* BEGIN Provided information *

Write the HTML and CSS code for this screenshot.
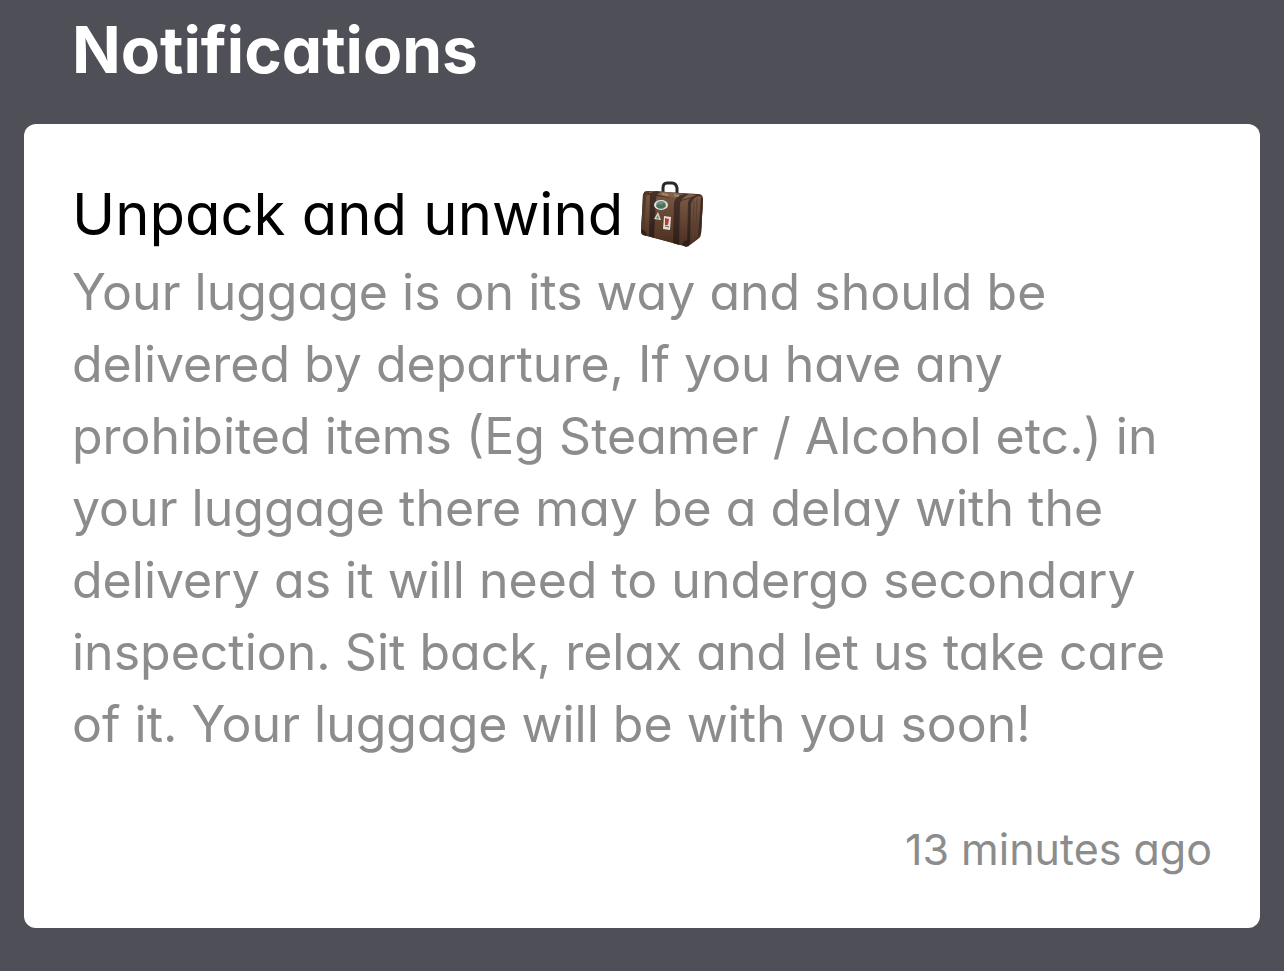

* END Provided information *
* BEGIN Provided information *

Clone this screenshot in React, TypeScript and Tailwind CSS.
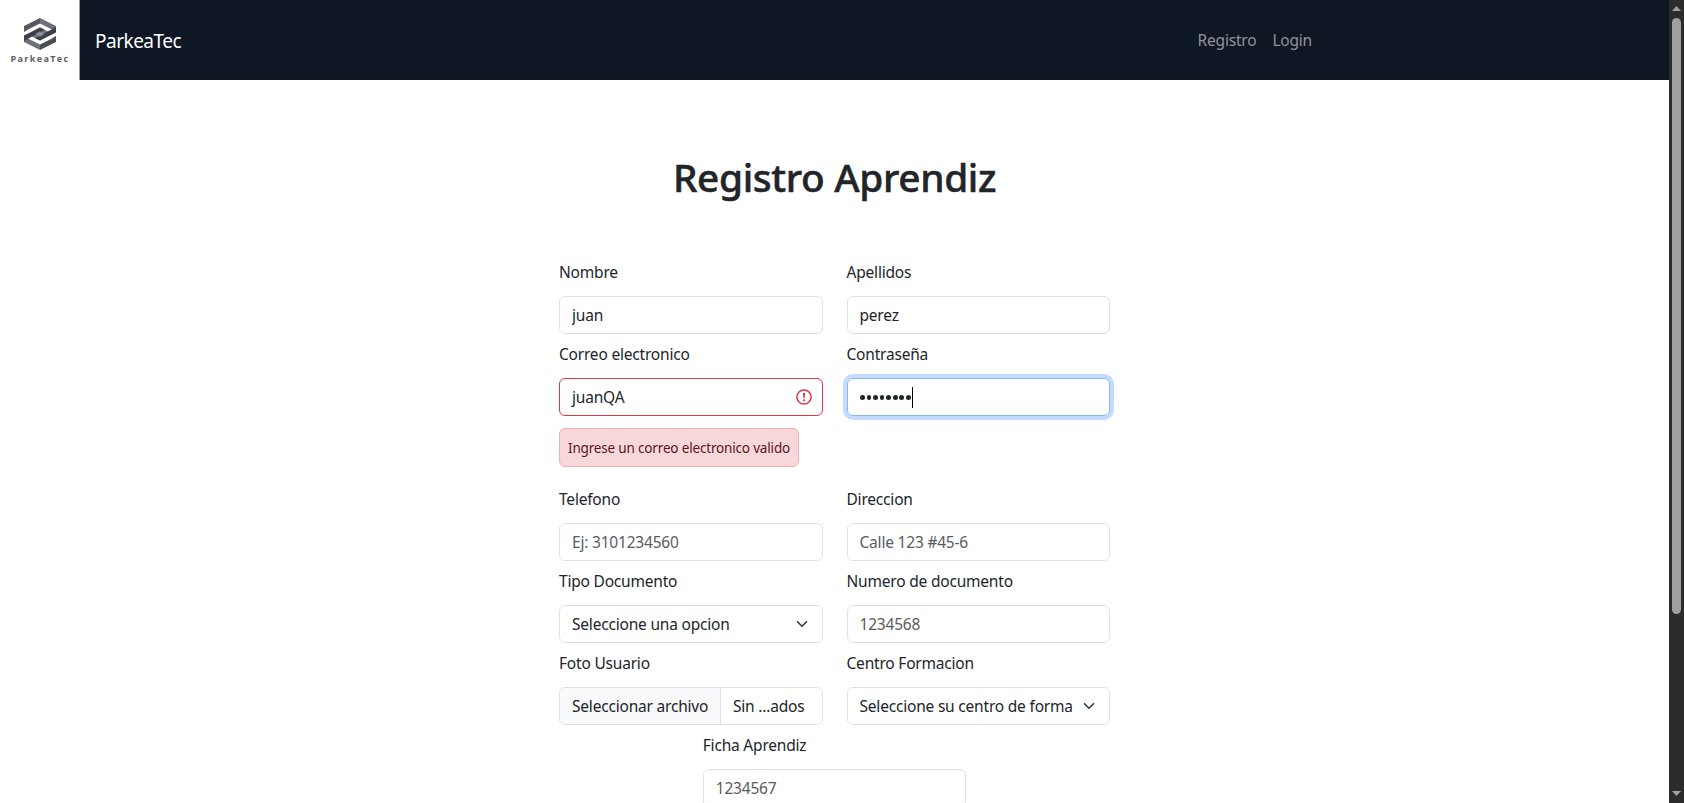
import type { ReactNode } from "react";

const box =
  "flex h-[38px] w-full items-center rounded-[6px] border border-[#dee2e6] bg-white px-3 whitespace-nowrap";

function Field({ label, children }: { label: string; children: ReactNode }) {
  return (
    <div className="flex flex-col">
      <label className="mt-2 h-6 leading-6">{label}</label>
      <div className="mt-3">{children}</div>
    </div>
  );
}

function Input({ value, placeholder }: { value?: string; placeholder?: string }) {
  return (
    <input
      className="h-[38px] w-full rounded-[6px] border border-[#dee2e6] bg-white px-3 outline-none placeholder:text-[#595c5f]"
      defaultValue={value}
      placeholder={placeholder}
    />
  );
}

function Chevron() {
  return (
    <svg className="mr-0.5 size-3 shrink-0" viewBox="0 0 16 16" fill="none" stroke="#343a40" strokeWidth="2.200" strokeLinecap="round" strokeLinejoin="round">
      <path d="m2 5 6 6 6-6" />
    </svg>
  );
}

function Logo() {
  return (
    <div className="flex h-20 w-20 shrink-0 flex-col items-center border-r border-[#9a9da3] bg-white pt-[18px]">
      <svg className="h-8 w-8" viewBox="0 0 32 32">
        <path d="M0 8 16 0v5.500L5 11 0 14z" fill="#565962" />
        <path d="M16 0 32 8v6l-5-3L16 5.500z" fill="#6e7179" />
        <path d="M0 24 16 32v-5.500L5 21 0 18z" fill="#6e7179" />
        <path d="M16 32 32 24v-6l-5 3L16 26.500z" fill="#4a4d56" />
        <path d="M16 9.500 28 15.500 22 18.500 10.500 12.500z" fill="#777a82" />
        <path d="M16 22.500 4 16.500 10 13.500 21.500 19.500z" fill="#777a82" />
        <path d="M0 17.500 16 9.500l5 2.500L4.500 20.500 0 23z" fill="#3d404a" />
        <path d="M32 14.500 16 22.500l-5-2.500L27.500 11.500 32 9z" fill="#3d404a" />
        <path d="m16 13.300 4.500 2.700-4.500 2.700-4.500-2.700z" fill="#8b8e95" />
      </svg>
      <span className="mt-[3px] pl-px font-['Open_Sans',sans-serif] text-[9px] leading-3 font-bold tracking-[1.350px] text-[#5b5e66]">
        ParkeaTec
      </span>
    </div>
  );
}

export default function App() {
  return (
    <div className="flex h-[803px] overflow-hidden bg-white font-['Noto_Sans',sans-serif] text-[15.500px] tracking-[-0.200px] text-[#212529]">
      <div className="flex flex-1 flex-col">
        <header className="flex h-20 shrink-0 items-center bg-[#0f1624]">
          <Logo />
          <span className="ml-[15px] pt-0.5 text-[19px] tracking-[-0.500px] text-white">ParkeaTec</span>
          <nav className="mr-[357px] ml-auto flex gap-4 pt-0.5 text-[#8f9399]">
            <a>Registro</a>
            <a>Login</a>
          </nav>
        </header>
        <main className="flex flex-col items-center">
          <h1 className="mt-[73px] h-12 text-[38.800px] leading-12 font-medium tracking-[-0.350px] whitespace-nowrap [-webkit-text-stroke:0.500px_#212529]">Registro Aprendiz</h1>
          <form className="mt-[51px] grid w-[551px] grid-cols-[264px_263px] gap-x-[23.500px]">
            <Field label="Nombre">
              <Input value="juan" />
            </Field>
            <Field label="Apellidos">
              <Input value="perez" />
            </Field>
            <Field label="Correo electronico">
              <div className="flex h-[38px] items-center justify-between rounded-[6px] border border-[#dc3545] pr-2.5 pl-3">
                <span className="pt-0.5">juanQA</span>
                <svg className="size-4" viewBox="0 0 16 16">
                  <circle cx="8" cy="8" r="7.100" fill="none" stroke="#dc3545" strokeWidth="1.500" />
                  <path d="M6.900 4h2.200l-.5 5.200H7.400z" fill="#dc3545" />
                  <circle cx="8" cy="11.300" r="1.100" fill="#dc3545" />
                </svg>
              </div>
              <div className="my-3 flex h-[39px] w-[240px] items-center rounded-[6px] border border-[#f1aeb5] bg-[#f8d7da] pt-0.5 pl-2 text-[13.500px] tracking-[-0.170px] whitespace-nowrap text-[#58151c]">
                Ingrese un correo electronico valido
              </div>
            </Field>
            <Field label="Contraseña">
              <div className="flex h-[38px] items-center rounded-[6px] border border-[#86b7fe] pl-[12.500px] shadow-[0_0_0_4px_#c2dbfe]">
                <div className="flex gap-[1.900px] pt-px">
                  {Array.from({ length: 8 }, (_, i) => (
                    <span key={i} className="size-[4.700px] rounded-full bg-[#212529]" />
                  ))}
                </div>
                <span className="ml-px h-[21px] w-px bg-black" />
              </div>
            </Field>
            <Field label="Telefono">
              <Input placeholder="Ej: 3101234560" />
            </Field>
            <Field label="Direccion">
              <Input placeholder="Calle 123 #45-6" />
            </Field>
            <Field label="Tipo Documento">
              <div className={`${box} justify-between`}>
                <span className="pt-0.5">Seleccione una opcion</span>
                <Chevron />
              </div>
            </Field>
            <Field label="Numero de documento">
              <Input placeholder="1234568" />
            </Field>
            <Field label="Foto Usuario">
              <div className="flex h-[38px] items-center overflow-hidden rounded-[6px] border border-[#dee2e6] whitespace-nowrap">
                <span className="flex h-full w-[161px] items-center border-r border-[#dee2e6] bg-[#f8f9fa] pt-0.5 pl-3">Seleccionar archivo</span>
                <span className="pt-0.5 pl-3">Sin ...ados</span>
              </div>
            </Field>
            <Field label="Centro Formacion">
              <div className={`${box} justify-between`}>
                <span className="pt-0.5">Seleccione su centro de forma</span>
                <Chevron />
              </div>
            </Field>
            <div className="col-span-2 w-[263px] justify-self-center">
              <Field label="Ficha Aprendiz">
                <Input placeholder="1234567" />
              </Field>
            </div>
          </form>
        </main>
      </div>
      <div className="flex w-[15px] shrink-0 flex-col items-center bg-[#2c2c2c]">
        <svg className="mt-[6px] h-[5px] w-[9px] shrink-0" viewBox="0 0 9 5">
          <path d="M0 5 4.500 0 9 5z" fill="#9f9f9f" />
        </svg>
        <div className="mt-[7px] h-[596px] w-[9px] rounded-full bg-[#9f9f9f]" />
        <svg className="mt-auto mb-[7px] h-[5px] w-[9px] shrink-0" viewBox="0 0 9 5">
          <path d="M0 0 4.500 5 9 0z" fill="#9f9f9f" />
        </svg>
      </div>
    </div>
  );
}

* END Provided information *

:: Instructions for the task ::
Within the entries above, work out how many lines contain the word "screenshot". The number alone is the answer.

:: Response for this exercise ::
2